The silence is broken by the arrival of the chaukidar and his agitated shrilling. This is a Scottish temple, a Scottish temple, a Scottish temple. We must not go inside unless we take our shoes off. We cannot go inside because he has the key. We cannot go inside because the key he has is broken and is being repaired. Oh woe. In all these years there have been no visitors and now that we are here the key to the door is broken. His wail rises to a high jagged pitch, then lowers slightly as I reach for my purse. An exceptionally large tip produces a pleasing tone, a smile to show that he has put in his false teeth for our benefit. They hurt him and fall out when he eats. Now that he has money, he can buy glue for them, and chappatis and vegetables he can chew. Mayall the gods and the Lord bless us! Ram, Ram!
I listen to his dentured lisp mourning the key, until I can bear it no longer. See? I say. If we just walk to the other side of the church where the windows have lost their glass—shaken loose and broken during earthquakes past—and we pile up these stones, and he is careful not to let them slip, and I am careful to hold tightly to the sill, I can see inside. We won’t need the chabhi, the kungii. All is well. And so it is. Sun through the stained glass panel ofJesus and St. John casts dancing pools of blue and red and gold on the stone floor. Light filtering through holes in the roof illuminates brass oil lamps fixed to stone walls and a bronze eagle gleaming on the lectern. The pews are gone, probably chopped up for firewood long ago, but the bare interior of the church is lovely as it is, with the oil lamps and the bronze eagle of the lectern and a baptismal font its only adornments. The font has an octagonal basin. “Do you remember the little octagonal metal bolt with a brass keyhole glued on top of it that you gave me when you were a little girl?” I ask Veronica. “I loved it so,” I say. When you looked through the keyhole, you could see a scrap of paper on which she had printed “I love you.”

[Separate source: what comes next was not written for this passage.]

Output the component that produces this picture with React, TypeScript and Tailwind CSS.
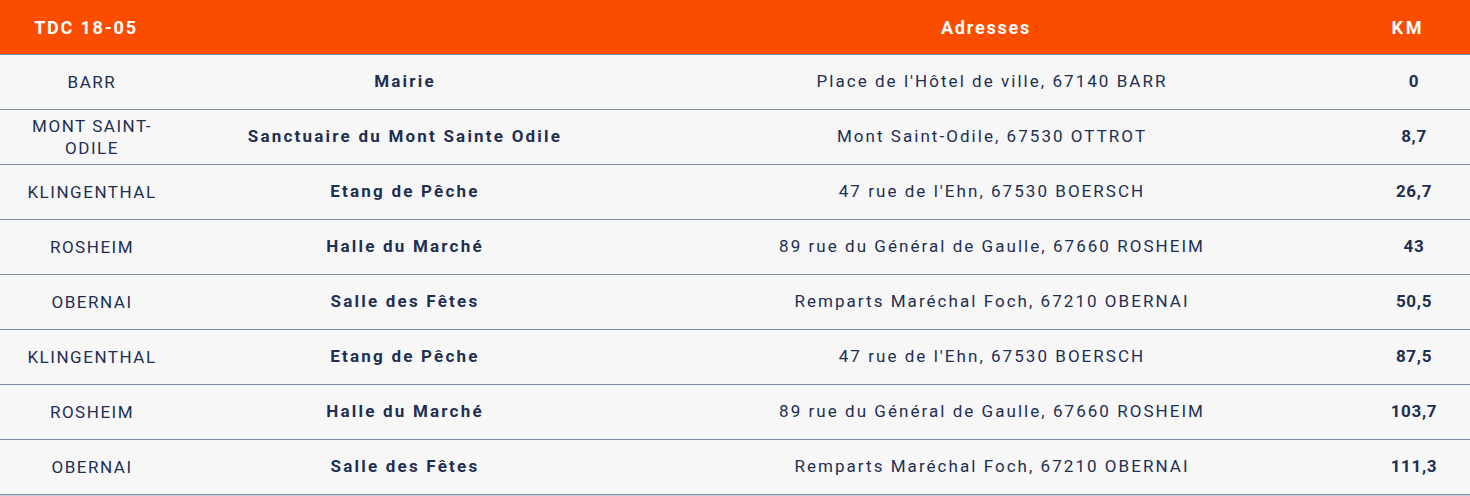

Veronica smiles and nods, and smiling, the chaukidar performs a final mudra. I see him slipping his teeth into his pocket as he goes out the gate. In the back of the church, there is a memorial, and the graveyard to see. The memorial, of gray stone, is all little turreted towers and spires, fenced about with wrought iron and small turreted bollards, a fanciful mix of fortress, cathedral, and castle in miniature. I begin to read the inscription aloud and then stop, and start again, “James Bruce, Earl of Elgin and Kincardine, Viceroy and Governor General of India, Governor of Jamaica, Governor General of Canada, High Commissioner and Ambassador to China, Died at Dharamsala in the Discharge of His Duties on the twentieth of November, 1863. Aged 52 years, four months.”

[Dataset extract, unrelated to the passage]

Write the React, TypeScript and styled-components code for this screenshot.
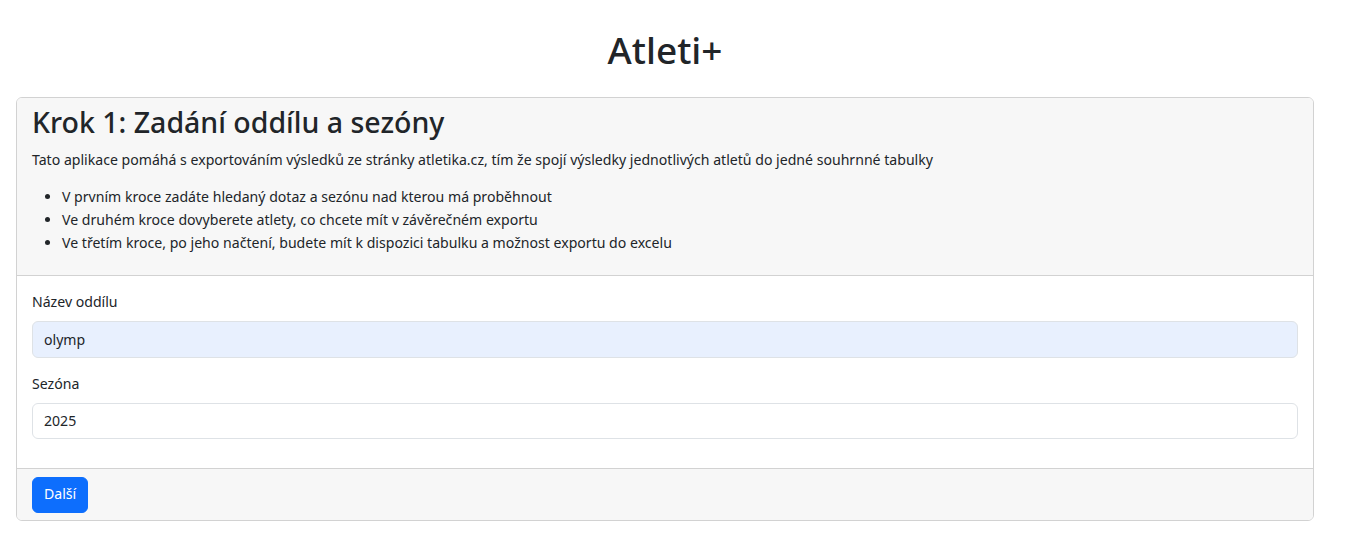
import React from "react";
import styled, { createGlobalStyle } from "styled-components";

const Global = createGlobalStyle`
  html, body { margin: 0; padding: 0; background: #fff; }
  body {
    font-family: "Noto Sans", "Open Sans", sans-serif;
    font-size: 14.1px;
    line-height: 22.5px;
    color: #212529;
  }
  * { box-sizing: border-box; }
`;

const Page = styled.div`
  padding: 0 32px 0 16px;
`;

const Title = styled.h1`
  margin: 28px 0 25px;
  font-size: 37px;
  font-weight: 500;
  line-height: 44px;
  text-align: center;
`;

const Card = styled.div`
  border: 1px solid #d2d2d2;
  border-radius: 6px;
  overflow: hidden;
  background: #fff;
`;

const CardHeader = styled.div`
  background: #f7f7f7;
  padding: 7.5px 15px;
  border-bottom: 1px solid #d2d2d2;
`;

const StepTitle = styled.h2`
  margin: 0 0 9.5px;
  font-size: 28.5px;
  font-weight: 500;
  line-height: 33.6px;
`;

const Intro = styled.p`
  margin: 0 0 13.5px;
`;

const Steps = styled.ul`
  margin: 0 0 14px;
  padding-left: 30px;
  li { line-height: 23px; }
`;

const CardBody = styled.div`
  padding: 15px 15px 14px;
`;

const Field = styled.div`
  margin-bottom: 15px;
`;

const Label = styled.label`
  display: block;
  margin-bottom: 7.5px;
`;

const Input = styled.input<{ $filled?: boolean }>`
  display: block;
  width: 100%;
  height: 36.5px;
  padding: 6px 11px;
  font: inherit;
  color: #212529;
  background: ${(p) => (p.$filled ? "#e8f0fe" : "#fff")};
  border: 1px solid #dee2e6;
  border-radius: 6px;
  outline: none;
`;

const CardFooter = styled.div`
  background: #f7f7f7;
  padding: 7.5px 15px;
  border-top: 1px solid #d2d2d2;
`;

const Button = styled.button`
  display: block;
  height: 36px;
  padding: 0 11px;
  font: inherit;
  color: #fff;
  background: #0d6efd;
  border: 1px solid #0d6efd;
  border-radius: 6px;
  cursor: pointer;
`;

export default function App() {
  return (
    <Page>
      <Global />
      <Title>Atleti+</Title>
      <Card>
        <CardHeader>
          <StepTitle>Krok 1: Zadání oddílu a sezóny</StepTitle>
          <Intro>
            Tato aplikace pomáhá s exportováním výsledků ze stránky atletika.cz, tím že spojí výsledky
            jednotlivých atletů do jedné souhrnné tabulky
          </Intro>
          <Steps>
            <li>V prvním kroce zadáte hledaný dotaz a sezónu nad kterou má proběhnout</li>
            <li>Ve druhém kroce dovyberete atlety, co chcete mít v závěrečném exportu</li>
            <li>Ve třetím kroce, po jeho načtení, budete mít k dispozici tabulku a možnost exportu do excelu</li>
          </Steps>
        </CardHeader>
        <CardBody>
          <Field>
            <Label htmlFor="oddil">Název oddílu</Label>
            <Input id="oddil" $filled defaultValue="olymp" />
          </Field>
          <Field>
            <Label htmlFor="sezona">Sezóna</Label>
            <Input id="sezona" defaultValue="2025" />
          </Field>
        </CardBody>
        <CardFooter>
          <Button>Další</Button>
        </CardFooter>
      </Card>
    </Page>
  );
}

I recall a drawing ofJames Bruce, eighth Earl of Elgin and the twelfth Earl of Kincardine, which my grandmother had shown me. (“Granny, how could he be two kinds of earls at the same time?” “Because he was, darling. Just look at this superb, almost saintly face.”) Educated at Eton and at Christ Church, Oxford, a contemporary of William Gladstone, he was an intellectual and, according to his biographer, a man of great physical bravery who sat calmly on the deck of a sinking ship during a terrible storm in order to prevent panic among the passengers and crew. “A very brave man, my precious,” Granny said. Granny told me that his mind and faith were ecclesiology, that he was a true Christian, a true man of God, that he had even thought once of entering a monastery. Removing it from a felt bag, unwrapping it from tissue paper, she showed me a silver-backed mirror that had belonged to Veronica, the Countess of Kincardine, his and Boswell’s grandmother. From Boswell, it had passed to his granddaughter who married my great-grandfather who willed it to her. (“Not a mirror, precious, Lady Kincardine’s looking-glass.”)
I reached out my hand to clasp Veronica’s, and with my other hand I touch the name of Elgin on the memorial, my eye’s delight in reading what it knows coupling with the pleasure of a name and the singularity of a life that would endure, as when the name of a place you know is suddenly found on a map or in a book where you would least expect to find it.
Veronica and I walk among dozens of gravestones, some standing, some fallen and moss-covered. “A father deeply and universally regretted,” “a beautiful and beloved child,” “a gentle and beloved wife.” As we rest, standing together in the shadow of the church, Veronica speaks. “Without Buddhism, my life would have no meaning,” she says in a voice as soft and radiant as the gentians and blue poppies growing along the gray stones of the back wall of the church. Then she quotes the Dalai Lama: “Whether one believes in a religion or not, and whether one believes in rebirth or not, there isn’t anyone who doesn’t appreciate compassion, mercy. . . .” Gentle, generous Buddhism. I look at Veronica’s dark-lashed eyes. I look at the glistening Dhauladar above. I look at the Elgin Memorial and the graveyard beyond it. Veronica and I walk together to the edge of the spur. Far below, fields stretch toward the mountains of the horizon. There is the road like a winding lane leading up to Dharamsala and its patchwork of rust-red roofs, roofs the color of plums, the flesh of pomegranates. Dharamsala, a resting place.